Frequently asked questions
- What does “biblical theology” actually mean here?
- It is the name of a scholarly method, not a tribal label. Biblical theology studies how God revealed himself progressively, in successive stages of redemptive history — Eden, Noah, Abraham, Moses, the prophets, then Christ — taking each era on its own terms. It is distinct from systematic theology, which organizes the same material by topic. Vos’s own image: systematic theology draws the Bible into a circle; biblical theology draws it into a line.
- Is Vos’s Biblical Theology a good first book on the subject?
- No — and this is the key thing to know. It is foundational but not introductory. The prose is dense and lecture-derived, and it assumes theological training. Most readers should start with a popular introduction such as Goldsworthy’s According to Plan or Vaughan Roberts’s God’s Big Picture, then come to Vos once the storyline of Scripture is already familiar.
- How is this different from a systematic theology like Grudem?

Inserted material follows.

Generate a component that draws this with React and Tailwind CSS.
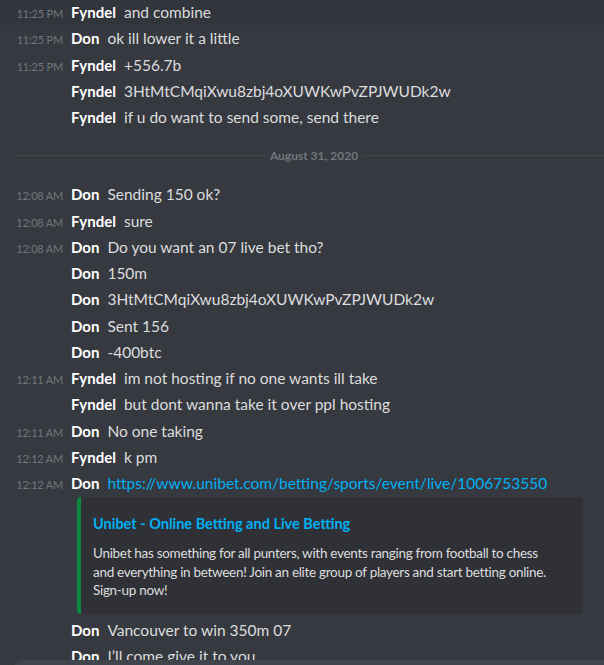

- They work from the same Scripture but organize it differently. A systematic theology arranges the Bible’s teaching by topic — the doctrine of God, of sin, of salvation. Biblical theology follows the historical sequence of revelation itself, era by era. The two are complementary, not competing; many readers keep one of each and find that reading them together sharpens both.
- What tradition does Vos write from?
- Vos taught at Princeton Theological Seminary and writes from the Reformed tradition, using covenant as the organizing structure of redemptive history. That vantage shapes the book’s categories. Readers from other traditions can still take the underlying method — revelation as history, each era on its own terms — and carry it into their own reading of the text.
- Why does the book read like lecture notes?
- Because it largely is. Vos used the material in his Princeton biblical-theology lectures, and the book was assembled and edited from those notes by his son and published posthumously in 1948. That origin gives it real depth and rigor, but also long paragraphs and compressed transitions that assume a lecturer was filling in gaps aloud.
- Is there a free version?
- Yes. The older underlying lecture text predates current copyright in its earlier form and is available free online, which makes it easy to sample before buying. The Banner of Truth clothbound hardcover (around $25) is the format most readers own for long-term use, and a Kindle edition (around $12) adds search and syncing.
- Does it cover the whole New Testament?
- Not evenly. The New Testament material concentrates on the revelation given in the ministry of Jesus and does not extend across the apostolic writings as fully as the “Old and New Testaments” subtitle suggests. For a fuller redemptive-historical reading of the letters and the rest of the New Testament, readers turn to other works alongside Vos.